残念です。
試合の途中から、失格にさえならなければまず勝てる!と思っていたのですが、その気持ちの緩みがよくありませんでした。
最終的に、終了間際に口に入れた量が相手より少なく、記録で並ばれてしまいました。
そして、勝敗はその後の5本勝負で決まりました。
10分の試合の勝者を5本のホットドッグで決めるというのだから、この一本の重みはすごいわけです。
にもかかわらず、5本勝負の内容より10分の内容を気にしています。
それは僕が、記録にこだわる選手だからだと思います。
イメージとしては、陸上競技です。
100メートルの走者が同タイムでゴールした時、30メートル走で100メートルの走者の優劣を決める事ができるでしょうか?
30メールの勝者と100メートルの勝者が決まるだけです。
違う競技で決着をつけた事になります。
僕としては、10分の試合で、いかに自分のもてる力を発揮するのかが大切なわけです。
だから5本のプレイオフにもたくさん反省点はあるけれど、そもそも10分で決着をつけられなかった事が問題だと思っています。
もちろん、同条件でプレイオフしているわけですから、結果は受け止めなければなりませんが、この先のためにも結果ではなくプレイの質を考えなければなりません。
その場合、10分の延長で闘っているというより、別の試合で決着をつけたという意識を持つ必要があるわけです。
だから、じゃんけんでも決着をつけても、5本勝負で決着をつけても10分の意味は僕の中ではかわりません。
すべきことは10分間の反省です。
昨年あれだけがんばれたのに、今年は自分に甘かった。
昨年に比べると、試合後も身体が楽で、当日の精一杯ができていない事を嫌でも感じました。
前回のように、もてる力をいっぱいに使って勝てなかった試合とは違い、
とても反省点の多い試合ですから、冷静に今大会を分析し、今後にいかしたいと思います。
昨年は判定、今年は引き分けプレイオフ、
モヤモヤさせてしまってすみません。
来年はハッキリとした実力差をみせつけ、文句のなしで世界一の証明をします!
本当に応援ありがとうございました。
I’m really disappointed.
From part way through, I was thinking “as long as I don’t get disqualified somehow, I can win this!” but the relaxation this thought brought on had a negative effect.
In the end, the handful I pushed into my mouth at the last moment was smaller than what my opponent pushed into his, and we were tied.
This meant that the winner had to be decided in a five hot dog eat-off.
When you’re deciding the winner of a 10-minute competition with just five hot dogs, the weight on each of those five hot dogs is enormous.
But despite this, it is not the five hot dog competition, but the 10-minute competition that is playing on my mind. This is because I am a competitor who focuses on records. The image is the same as for track athletics. If 100-metre runners crossed the finish line with exactly the same time, would you decide the winner of the 100-metre event with a 30-metre dash!? All this achieves is two separate results – tied 100-metre winners and a 30-metre winner. This creates results for one sport based on an entirely different event!

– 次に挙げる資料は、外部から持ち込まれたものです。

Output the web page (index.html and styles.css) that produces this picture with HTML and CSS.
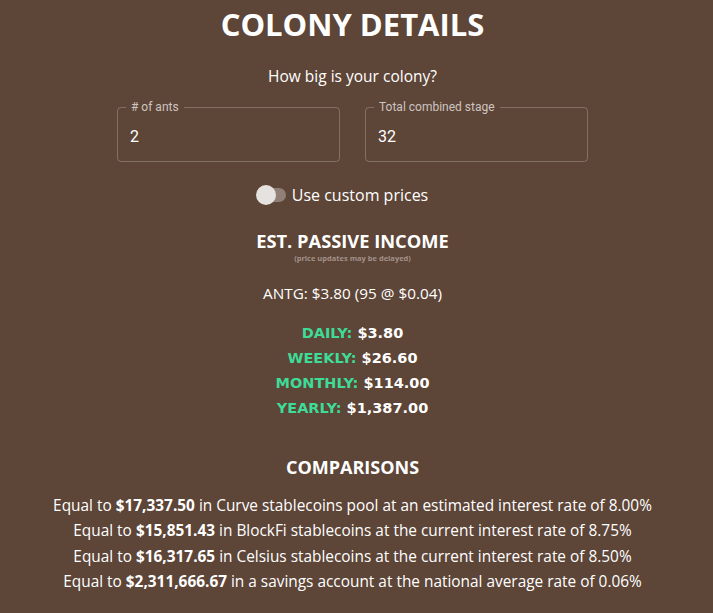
FILE: index.html
```html
<!DOCTYPE html>
<html lang="en">
<head>
  <meta charset="UTF-8">
  <meta name="viewport" content="width=device-width, initial-scale=1.0">
  <title>Colony Details</title>
  <link rel="stylesheet" href="styles.css">
</head>
<body>
  <div class="page">
    <h1 class="title">COLONY DETAILS</h1>
    <p class="question">How big is your colony?</p>

    <div class="fields">
      <fieldset class="field">
        <legend># of ants</legend>
        <span class="value">2</span>
      </fieldset>
      <fieldset class="field">
        <legend>Total combined stage</legend>
        <span class="value">32</span>
      </fieldset>
    </div>

    <label class="switch-row">
      <span class="switch"><span class="track"></span><span class="thumb"></span></span>
      <span class="switch-label">Use custom prices</span>
    </label>

    <h2 class="section">EST. PASSIVE INCOME</h2>
    <div class="note">(price updates may be delayed)</div>

    <p class="token">ANTG: $3.80 (95 @ $0.04)</p>

    <ul class="income">
      <li><span class="period">DAILY:</span> $3.80</li>
      <li><span class="period">WEEKLY:</span> $26.60</li>
      <li><span class="period">MONTHLY:</span> $114.00</li>
      <li><span class="period">YEARLY:</span> $1,387.00</li>
    </ul>

    <h2 class="section compare-title">COMPARISONS</h2>
    <ul class="compare">
      <li>Equal to <b>$17,337.50</b> in Curve stablecoins pool at an estimated interest rate of 8.00%</li>
      <li>Equal to <b>$15,851.43</b> in BlockFi stablecoins at the current interest rate of 8.75%</li>
      <li>Equal to <b>$16,317.65</b> in Celsius stablecoins at the current interest rate of 8.50%</li>
      <li>Equal to <b>$2,311,666.67</b> in a savings account at the national average rate of 0.06%</li>
    </ul>
  </div>
</body>
</html>
```
FILE: styles.css
```css
body {
  margin: 0;
  background-color: #5d4537;
  color: #ffffff;
  font-family: 'Open Sans', 'Noto Sans', sans-serif;
}
.page {
  display: flex;
  flex-direction: column;
  align-items: center;
  padding-right: 8px;
  text-align: center;
}
.title {
  margin: 4px 0 0;
  font-size: 31px;
  font-weight: 700;
  line-height: 40px;
}
.question {
  margin: 22px 0 0;
  font-size: 15.5px;
  line-height: 20px;
}

/* outlined text fields */
.fields {
  display: flex;
  gap: 25px;
  margin-top: 15px;
}
.field {
  width: 223px;
  height: 61px;
  box-sizing: border-box;
  margin: 0;
  padding: 0 8px;
  border: 1px solid rgba(255, 255, 255, 0.23);
  border-radius: 4px;
  text-align: left;
  font-family: Roboto, sans-serif;
}
.field legend {
  margin-left: 0;
  padding: 0 5px;
  font-size: 12px;
  line-height: 12px;
  color: rgba(255, 255, 255, 0.7);
}
.field .value {
  display: block;
  margin: 14px 0 0 4px;
  font-size: 16px;
  line-height: 20px;
}

/* switch */
.switch-row {
  display: flex;
  align-items: center;
  margin-top: 22px;
  margin-right: 21px;
}
.switch {
  position: relative;
  width: 32px;
  height: 20px;
  margin-right: 4px;
}
.track {
  position: absolute;
  left: 6px;
  top: 3px;
  width: 24px;
  height: 14px;
  border-radius: 7px;
  background-color: #8f7f76;
}
.thumb {
  position: absolute;
  left: 0;
  top: 0;
  width: 20px;
  height: 20px;
  border-radius: 50%;
  background-color: #e6e2e0;
}
.switch-label {
  font-size: 16px;
}

.section {
  margin: 23px 0 0;
  font-size: 18.3px;
  line-height: 24px;
  font-weight: 700;
}
.note {
  font-size: 7.5px;
  font-weight: 700;
  line-height: 10px;
  color: #a39189;
}
.token {
  margin: 20px 0 0;
  font-size: 15.3px;
  line-height: 20px;
}

.income {
  list-style: none;
  margin: 18px 0 0;
  padding: 0;
  font-family: 'DejaVu Sans', sans-serif;
  font-weight: 700;
  font-size: 14.5px;
  line-height: 25px;
}
.period {
  color: #3ddc97;
}

.compare-title {
  margin-top: 34px;
  font-size: 18px;
}
.compare {
  list-style: none;
  margin: 14px 0 0;
  padding: 0;
  font-size: 15.4px;
  line-height: 25.3px;
}
.compare b {
  font-weight: 700;
}
```
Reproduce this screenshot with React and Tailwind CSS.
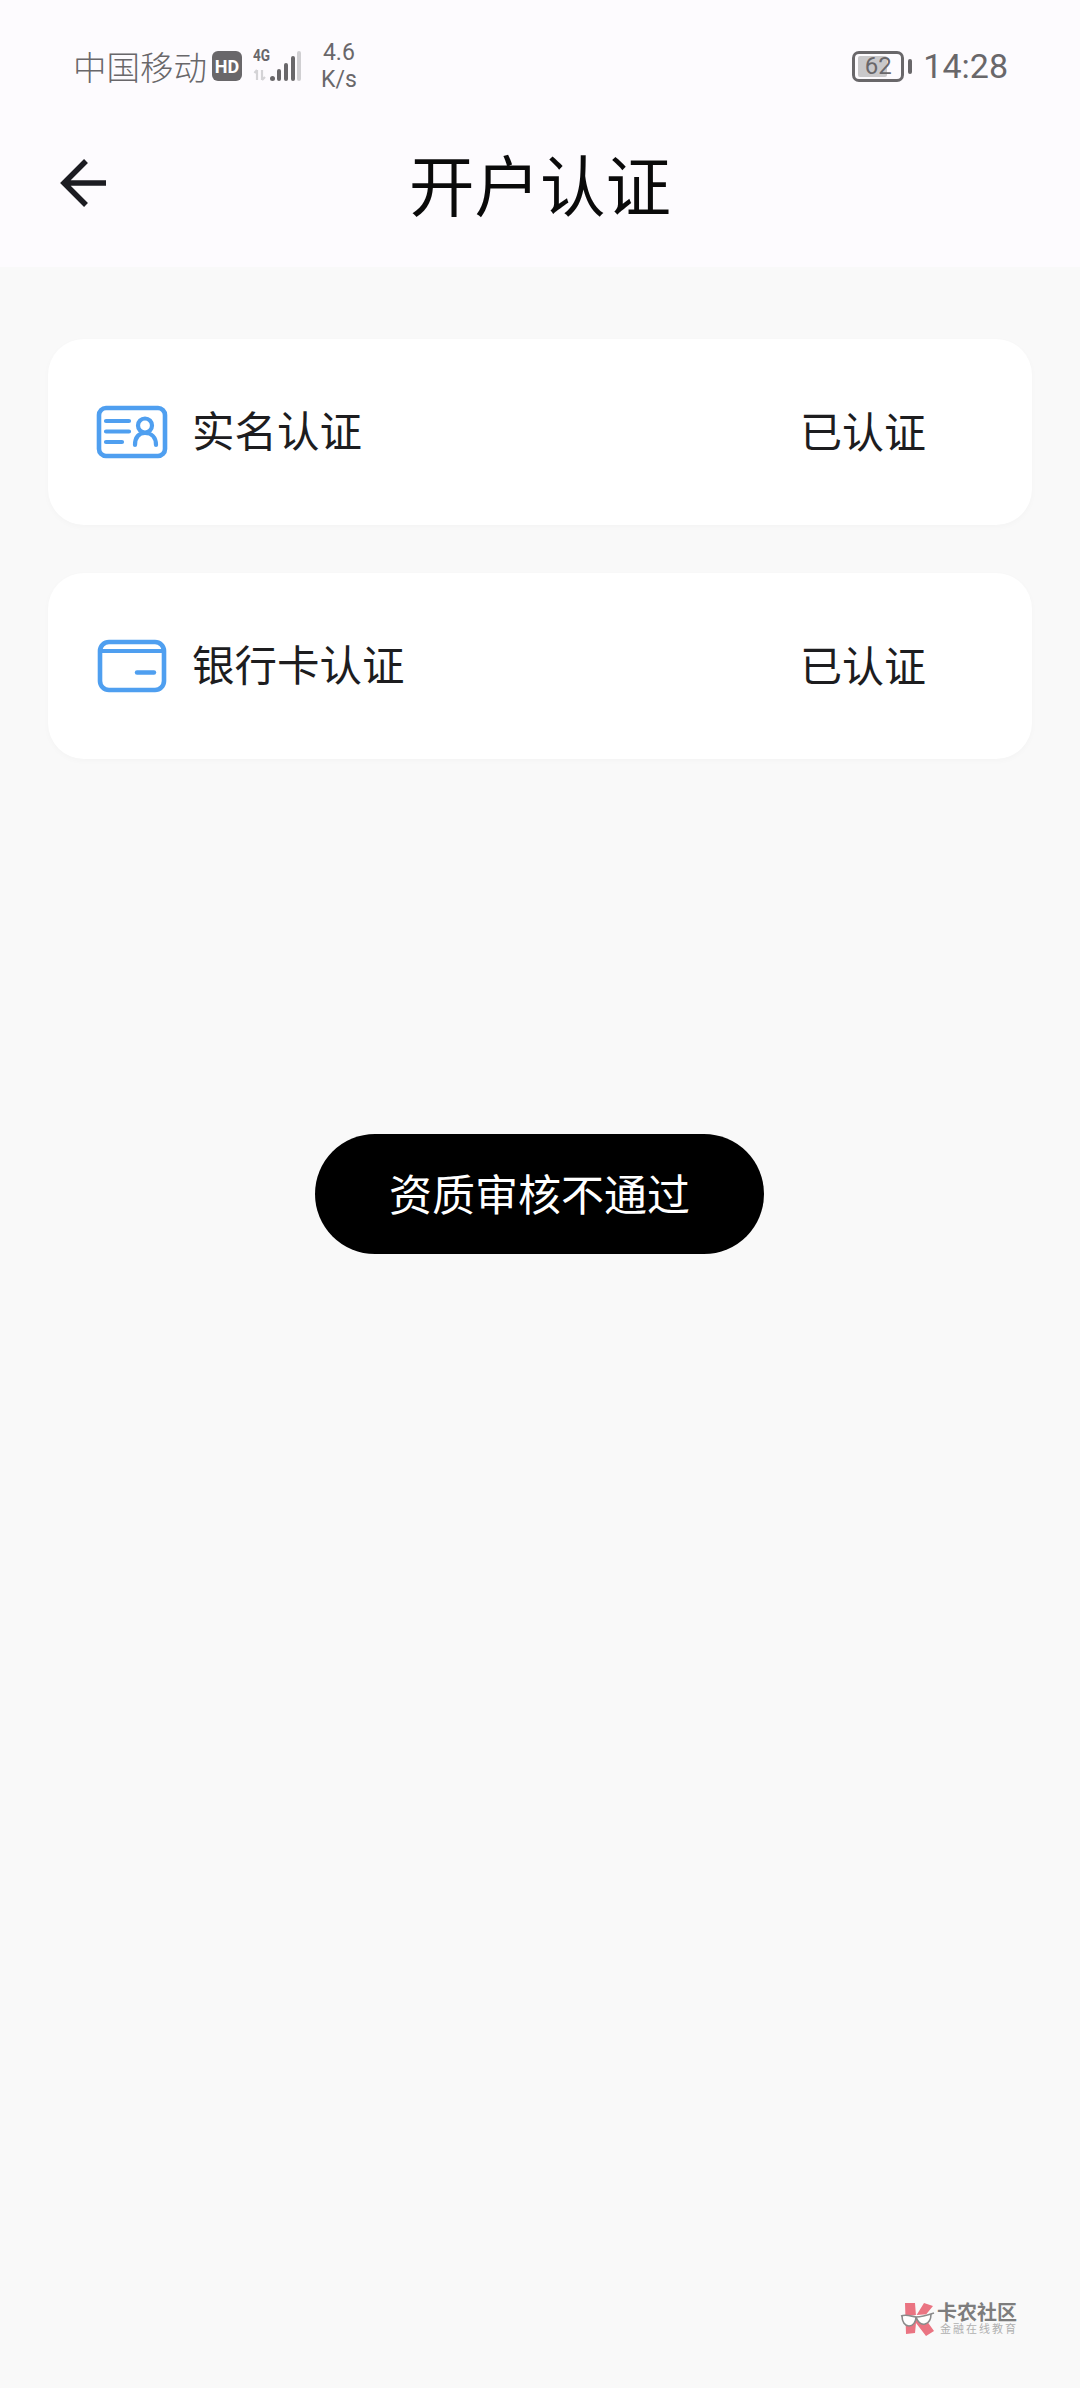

To me, what is important is to see how well you can bring out your potential in a 10-minute competition. Of course I have lots of regrets about my performance in the five hot dog competition, but above all I think the fact that the champion of the 10-minute competition was not resolved is a problem.
Of course both competitors took part in the play-off under the same conditions, so I need to accept the result, but for the sake of my future, it is not such results but the quality of my performance that I need to focus on. In this case, I think the correct approach is to look at the situation as this: we decided the winner through a different event (rather than that we decided the winner in an extension of the 10-minute battle).
So for me, deciding the champion in a five hot dog challenge is no different to deciding the champion by playing “rock, scissors, paper”.
What I need to do is review my 10-minute challenge.
After trying so hard, giving it all I had last year, I ended up being too soft on myself this year. Compared to last year, I physically felt better after the game this year, and also felt that I hadn’t given it my all on the day, as much as I hated to admit it to myself.
Unlike last time, when I lost but I had done my absolute best on the day, I have numerous regrets about this time, so I intend to calmly analyse every aspect, and learn from this for the future.
Last year the winner came down to the referee’s judgement, and this year it was a draw, followed by a playoff. I’m sorry to put you through what are no doubt very frustrating battles to watch. Next year I will come back and show you all a world number 1 performance, where the difference in ability is clear, leaving no room for complaints!
Thank you sincerely your ongoing support.